A patient's digital twin is a computational model that describes the evolution of their health over time. Digital twins have the potential to revolutionize medicine by enabling individual-level computer simulations of human health, which can be used to conduct more efficient clinical trials or to recommend personalized treatment options. Due to the overwhelming complexity of human biology, machine learning approaches that leverage large datasets of historical patients' longitudinal health records to generate patients' digital twins are more tractable than potential mechanistic models. In this manuscript, we describe a neural network architecture that can learn conditional generative models of clinical trajectories, which we call Digital Twin Generators (DTGs), that can create digital twins of individual patients. We show that the same neural network architecture can be trained to generate accurate digital twins for patients across 13 different indications simply by changing the training set and tuning hyperparameters. By introducing a general purpose architecture, we aim to unlock the ability to scale machine learning approaches to larger datasets and across more indications so that a digital twin could be created for any patient in the world.

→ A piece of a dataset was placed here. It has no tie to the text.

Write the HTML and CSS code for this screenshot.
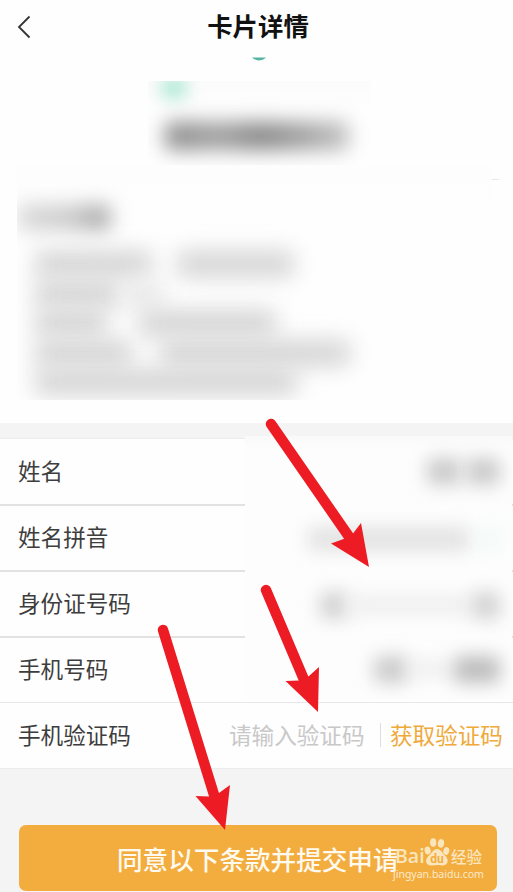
FILE: index.html
```html
<!DOCTYPE html>
<html lang="zh-CN">
<head>
<meta charset="utf-8">
<title>卡片详情</title>
<link rel="stylesheet" href="styles.css">
</head>
<body>
<main class="screen">
  <header class="header">
    <svg class="back" viewBox="0 0 16 24"><path d="M13.500 1.500 L3 12 L13.500 22.500"/></svg>
    <h1>卡片详情</h1>
    <span class="header-end"></span>
  </header>

  <section class="intro">
    <svg class="arc" viewBox="0 0 14 4"><path d="M0 .5 H14 C10 4.500 4 4.500 0 .5Z"/></svg>
    <div class="card-name">
      <i class="smudge mint"></i>
      <i class="smudge name"></i>
    </div>
    <div class="details-wrap">
      <div class="details">
        <i class="smudge heading"></i>
        <div class="line l1"><i class="smudge"></i><i class="smudge"></i></div>
        <div class="line l2"><i class="smudge"></i><i class="smudge faint"></i></div>
        <div class="line l3"><i class="smudge"></i><i class="smudge"></i></div>
        <div class="line l4"><i class="smudge"></i><i class="smudge"></i></div>
        <div class="line l5"><i class="smudge"></i></div>
      </div>
      <i class="dash"></i>
    </div>
  </section>

  <section class="form">
    <div class="row first"><span>姓名</span><div class="mask v1"><i class="smudge"></i><i class="smudge"></i></div></div>
    <div class="row"><span>姓名拼音</span><div class="mask v2"><i class="smudge"></i><i class="smudge mint-dot"></i></div></div>
    <div class="row"><span>身份证号码</span><div class="mask v3"><i class="smudge"></i><i class="smudge mid"></i><i class="smudge"></i></div></div>
    <div class="row phone"><span>手机号码</span><div class="mask v4"><i class="smudge"></i><i class="smudge mid"></i><i class="smudge"></i></div></div>
    <div class="row code"><span>手机验证码</span><span class="placeholder">请输入验证码</span><span class="get-code">获取验证码</span></div>
  </section>

  <footer class="footer">
    <div class="submit">同意以下条款并提交申请</div>
    <div class="watermark">
      <div class="brand">
        <span class="bai">Bai</span>
        <svg class="paw" viewBox="0 0 26 30">
          <ellipse cx="3.600" cy="13.500" rx="3" ry="4" transform="rotate(-15 3.600 13.500)"/>
          <ellipse cx="9.200" cy="5.600" rx="3.100" ry="4.300"/>
          <ellipse cx="17" cy="6.400" rx="3.100" ry="4.300" transform="rotate(10 17 6.400)"/>
          <ellipse cx="22.300" cy="14" rx="2.900" ry="3.900" transform="rotate(15 22.300 14)"/>
          <path d="M13 12 C17 12 18 16 21 18.500 C26 23 23.500 29 18 28.500 C14 27.800 11 28.200 8 28.500 C1.500 29 .5 22.500 4.500 19 C8 16 9 12 13 12Z"/>
          <text x="6.200" y="26">du</text>
        </svg>
        <span class="jy">经验</span>
      </div>
      <div class="url">jingyan.baidu.com</div>
    </div>
  </footer>

  <svg class="arrows" viewBox="0 0 513 892">
    <path class="shaft" d="M271 424 L352 541 M266 590 L305 682 M163 630 L215 798"/>
    <path class="head" d="M369 567 L331 543.500 L345 538.500 L353 533.500 L361 523Z M318 712 L285.500 681 L299 680.500 L309 676 L319 667Z M225 830 L195.500 796 L209 796.500 L219 793 L230 785Z"/>
  </svg>
</main>
</body>
</html>
```

FILE: styles.css
```css
* { box-sizing: border-box; }
body { margin: 0; font-family: "Noto Sans CJK SC", sans-serif; }
.screen { position: relative; width: 513px; height: 892px; overflow: hidden; background: #fefefe; }

.header { display: flex; align-items: center; justify-content: space-between; height: 53px; padding: 0 17px 0 16px; }
.back { width: 16px; height: 24px; fill: none; stroke: #333; stroke-width: 1.8; }
.header h1 { margin: 0; padding-bottom: 2px; font-size: 25.4px; line-height: 37px; font-weight: 700; color: #111; }
.header-end { width: 12px; }

.intro { height: 370px; padding-top: 4px; }
.arc { display: block; width: 14px; height: 4px; margin-left: 252px; fill: #55b5a3; }
.smudge { display: block; flex: none; filter: blur(7px); border-radius: 6px; }
.card-name { width: 222px; height: 84px; margin: 20px 0 0 148px; overflow: hidden; background: linear-gradient(#fbfbfb, #fefefe 30px); }
.mint { width: 26px; height: 22px; margin: -4px 0 0 13px; background: #b4ead9; filter: blur(8px); }
.name { width: 184px; height: 28px; margin: 23px 0 0 17px; background: linear-gradient(90deg, #8a8a8a, #a0a0a0 30%, #868686 52%, #a0a0a0 75%, #c2c2c2); filter: blur(10px); }
.details-wrap { display: flex; width: 499px; margin-left: 17px; }
.details { width: 475px; height: 235px; overflow: hidden; background: linear-gradient(#fdfdfd, #fefefe 30%); }
.dash { width: 7px; height: 1px; margin-top: 14px; background: #e8e8e8; }
.heading { width: 92px; height: 25px; margin: 40px 0 21px 1px; background: linear-gradient(90deg, #d8d8d8, #c8c8c8 60%, #9c9c9c); filter: blur(10px); }
.line { display: flex; height: 29.500px; margin-left: 18px; }
.line .smudge { height: 26px; background: #d4d4d4; filter: blur(11px); }
.l1 .smudge { width: 117px; margin-right: 25px; }
.l2 .smudge { width: 84px; margin-right: 4px; }
.l2 .faint { width: 40px; background: #e8e8e8; }
.l3 .smudge { width: 72px; margin-right: 32px; }
.l3 .smudge + .smudge { width: 137px; }
.l4 .smudge { width: 97px; margin-right: 28px; }
.l4 .smudge + .smudge { width: 190px; }
.l5 .smudge { width: 262px; }

.form { height: 346px; padding-top: 15px; background: #f4f4f4; }
.row { display: flex; align-items: center; height: 66px; padding: 0 0 2px 18px; border-bottom: 2px solid #e2e2e2; background: #fefefe; color: #3d3d3d; font-size: 22.6px; line-height: 33px; }
.row > span { margin-bottom: 1px; }
.row.first { height: 68px; border-top: 1px solid #ececec; }
.row.first > span { margin-bottom: 0; }
.row > span:first-child { width: 227px; }
.row.phone { height: 65px; border-bottom: 1px solid #e7e7e7; }
.row.code { height: 66px; border-bottom: 1px solid #ececec; }
.row.code > span { margin-bottom: 0; }
.row.code > span:first-child { width: 211px; }
.placeholder { width: 152px; color: #c8c8c8; border-right: 1px solid #ddd; line-height: 24px; }
.get-code { padding-left: 9px; color: #efaa3b; }
.mask { display: flex; align-items: center; justify-content: flex-end; align-self: flex-start; width: 267px; height: 66px; padding-right: 12px; overflow: hidden; background: #fdfdfd; }
.first .mask { height: 70px; margin-top: -3px; background: linear-gradient(#f9f9f9, #fdfdfd 12px); }
.mask .smudge { height: 27px; background: #cacaca; filter: blur(9px); }
.v1 .smudge { width: 34px; margin-left: 5px; }
.v2 .smudge { width: 162px; height: 24px; background: #e2e2e2; }
.v2 .mint-dot { width: 18px; margin-left: 12px; background: #effaf7; }
.v3 .smudge { width: 28px; background: #d2d2d2; }
.v3 .mid { width: 124px; height: 18px; background: #eee; }
.v4 { height: 62px; }
.v4 .smudge { width: 34px; background: #cbcbcb; }
.v4 .mid { width: 46px; height: 14px; background: #ececec; }
.v4 .mid + .smudge { width: 46px; background: #bdbdbd; }

.footer { position: relative; height: 123px; padding: 56px 16px 0 19px; background: #f4f4f4; }
.submit { height: 66px; padding-left: 98px; border-radius: 7px; background: #f2ad3e; color: #fffaf0; font-size: 25.6px; line-height: 67px; font-weight: 500; white-space: nowrap; }
.watermark { position: absolute; left: 393px; top: 67px; width: 95px; color: #fbe5bd; }
.brand { display: flex; align-items: flex-end; height: 31px; }
.bai { width: 31px; padding-left: 2px; font: 600 19.5px/22px "Open Sans", sans-serif; }
.paw { width: 26px; height: 30px; fill: #fbe5bd; }
.paw text { font: 700 12px Roboto, sans-serif; fill: #f2ad3e; }
.jy { margin-left: 1px; font-size: 15.500px; line-height: 22px; font-weight: 500; white-space: nowrap; }
.url { font: 10.5px/15px "Noto Sans", sans-serif; color: #fceacb; white-space: nowrap; }

.arrows { position: absolute; inset: 0; width: 513px; height: 892px; pointer-events: none; }
.shaft { fill: none; stroke: #ed1c24; stroke-width: 10.500; stroke-linecap: round; }
.head { fill: #ed1c24; }
```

翻译：患者的数字孪生是一种计算模型，用于描述其健康状况随时间的变化。数字孪生有潜力通过实现基于个体的计算机模拟人类健康来革新医学，可用于开展更高效的临床试验或推荐个性化治疗方案。由于人类生物学的极端复杂性，利用历史患者纵向健康记录的大规模数据集来生成数字孪生的机器学习方法，比潜在的机理模型更具可行性。在本手稿中，我们描述了一种神经网络架构，该架构能够学习临床轨迹的条件生成模型，我们称之为数字孪生生成器（DTG），可为个体患者创建数字孪生。我们证明，仅通过改变训练集和调整超参数，即可使用相同的神经网络架构为13种不同适应症的患者生成准确的数字孪生。通过引入通用架构，我们旨在解锁将机器学习方法扩展到更大数据集和更多适应症的能力，从而为世界上任何患者创建数字孪生。